De Botton encourages us to see effective thinking as a symphony, where each instrument contributes to a greater whole.
· Emotional intelligence tells you what matters.
· Skepticism helps you question what seems obvious.
· Creativity helps you reimagine what’s possible.
· Self-awareness keeps you grounded and realistic.
The iPhone is a case in point. Its development required emotional intelligence to intuit consumer needs, skepticism to challenge conventional mobile design, creativity to envision a new form, and self-awareness about Apple’s core strengths. The result? A transformative product that redefined an industry.
Action Step: Apply this framework to a live issue in your life or work. Pick a challenge, and ask:
· What emotions are influencing this decision?
· What assumptions need to be questioned?
· What creative alternatives haven’t I considered?
· What do I bring personally to this problem—both strengths and biases?
Even this short practice can dramatically improve the quality of your decisions.
Conclusion: Thinking is a Skill You Can Train
So, what have we learned?
De Botton’s framework doesn’t promise instant clarity or perfect choices.
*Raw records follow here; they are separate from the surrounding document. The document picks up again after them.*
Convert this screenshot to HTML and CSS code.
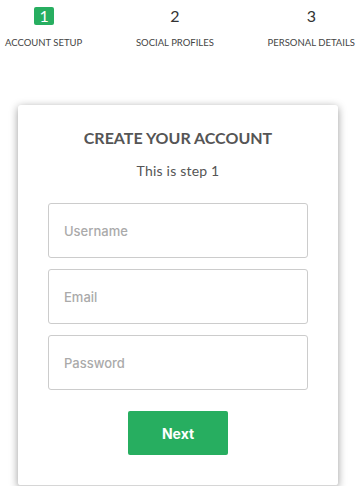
FILE: index.html
```html
<!DOCTYPE html>
<html lang="en">
<head>
    <meta charset="UTF-8">
    <meta name="viewport" content="width=device-width, initial-scale=1.0">
    <title>Create your account</title>
    <link rel="stylesheet" href="styles.css">
</head>
<body>
    <ul class="steps">
        <li class="step active">
            <span class="step-num">1</span>
            <span class="step-label">Account Setup</span>
        </li>
        <li class="step">
            <span class="step-num">2</span>
            <span class="step-label">Social Profiles</span>
        </li>
        <li class="step">
            <span class="step-num">3</span>
            <span class="step-label">Personal Details</span>
        </li>
    </ul>

    <form class="card">
        <h2 class="card-title">Create your account</h2>
        <p class="card-sub">This is step 1</p>
        <input class="field" type="text" placeholder="Username">
        <input class="field" type="text" placeholder="Email">
        <input class="field field-last" type="password" placeholder="Password">
        <button class="next-btn" type="button">Next</button>
    </form>
</body>
</html>
```

FILE: styles.css
```css
body {
    margin: 0;
    background-color: #ffffff;
    font-family: 'Lato', 'Open Sans', sans-serif;
    color: #555;
}

.steps {
    list-style: none;
    margin: 0;
    padding: 7px 7px 0 5px;
    display: flex;
    justify-content: space-between;
}

.step {
    display: flex;
    flex-direction: column;
    align-items: center;
}

.step-num {
    height: 18px;
    line-height: 18px;
    font-size: 16px;
    color: #333;
    padding: 0 6px;
}

.step.active .step-num {
    background-color: #27ae60;
    color: #fff;
    border-radius: 2px;
    width: 20px;
    box-sizing: border-box;
    text-align: center;
}

.step-label {
    margin-top: 12px;
    line-height: 12px;
    font-size: 9.5px;
    text-transform: uppercase;
    color: #444;
}

.card {
    width: 320px;
    box-sizing: border-box;
    margin: 56px 0 0 18px;
    padding: 23px 30px 30px;
    background-color: #fff;
    border-radius: 3px;
    border-bottom: 1px solid #d6d6d6;
    box-shadow: 0 2px 8px rgba(0, 0, 0, 0.4);
    display: flex;
    flex-direction: column;
    align-items: center;
}

.card-title {
    margin: 0;
    font-size: 16px;
    line-height: 20px;
    font-weight: 700;
    text-transform: uppercase;
    color: #555;
}

.card-sub {
    margin: 14px 0 24px;
    font-size: 14px;
    line-height: 17px;
    letter-spacing: 0.2px;
    color: #555;
}

.field {
    width: 100%;
    height: 55px;
    flex-shrink: 0;
    box-sizing: border-box;
    margin: 0 0 11px;
    padding: 0 15px;
    border: 1px solid #ccc;
    border-radius: 3px;
    font-family: 'Inter', sans-serif;
    font-size: 13px;
    font-weight: 500;
    color: #333;
}

.field::placeholder {
    color: #aaa;
}

.field-last {
    margin-bottom: 21px;
}

.next-btn {
    width: 100px;
    height: 44px;
    flex-shrink: 0;
    border: none;
    border-radius: 2px;
    background-color: #27ae60;
    color: #fff;
    font-family: 'Inter', sans-serif;
    font-size: 14px;
    font-weight: 700;
    cursor: pointer;
}
```
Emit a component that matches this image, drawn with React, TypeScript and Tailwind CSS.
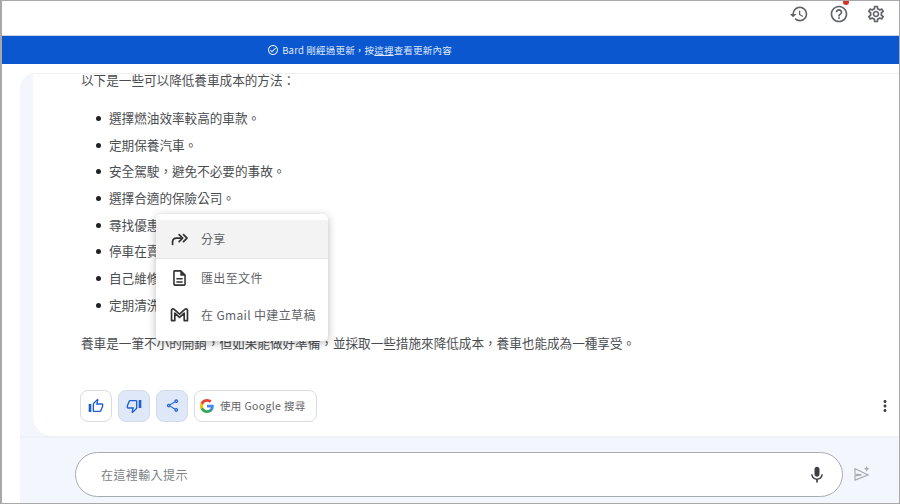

But it gives us the tools to approach thinking more deliberately, more humanely, and more effectively.
For individuals, this means:
· Listening to emotions, not dismissing them
· Questioning with purpose
· Imagining alternative paths
· Reflecting with honesty
For managers and teams, this translates to:
· Fostering emotionally intelligent cultures
· Encouraging open yet critical dialogue
· Building creative practices into routine problem-solving
· Reviewing not just outputs, but internal dynamics and personal contributions
The message is simple: Better thinking is not an accident. It’s a habit. And like any habit, it grows with practice.
To go deeper, consider reading the full book, How to Think More Effectively by Alain de Botton. But for now, take this framework forward into your meetings, decisions, relationships, and reflections.
You won’t just think better. You’ll live more intentionally.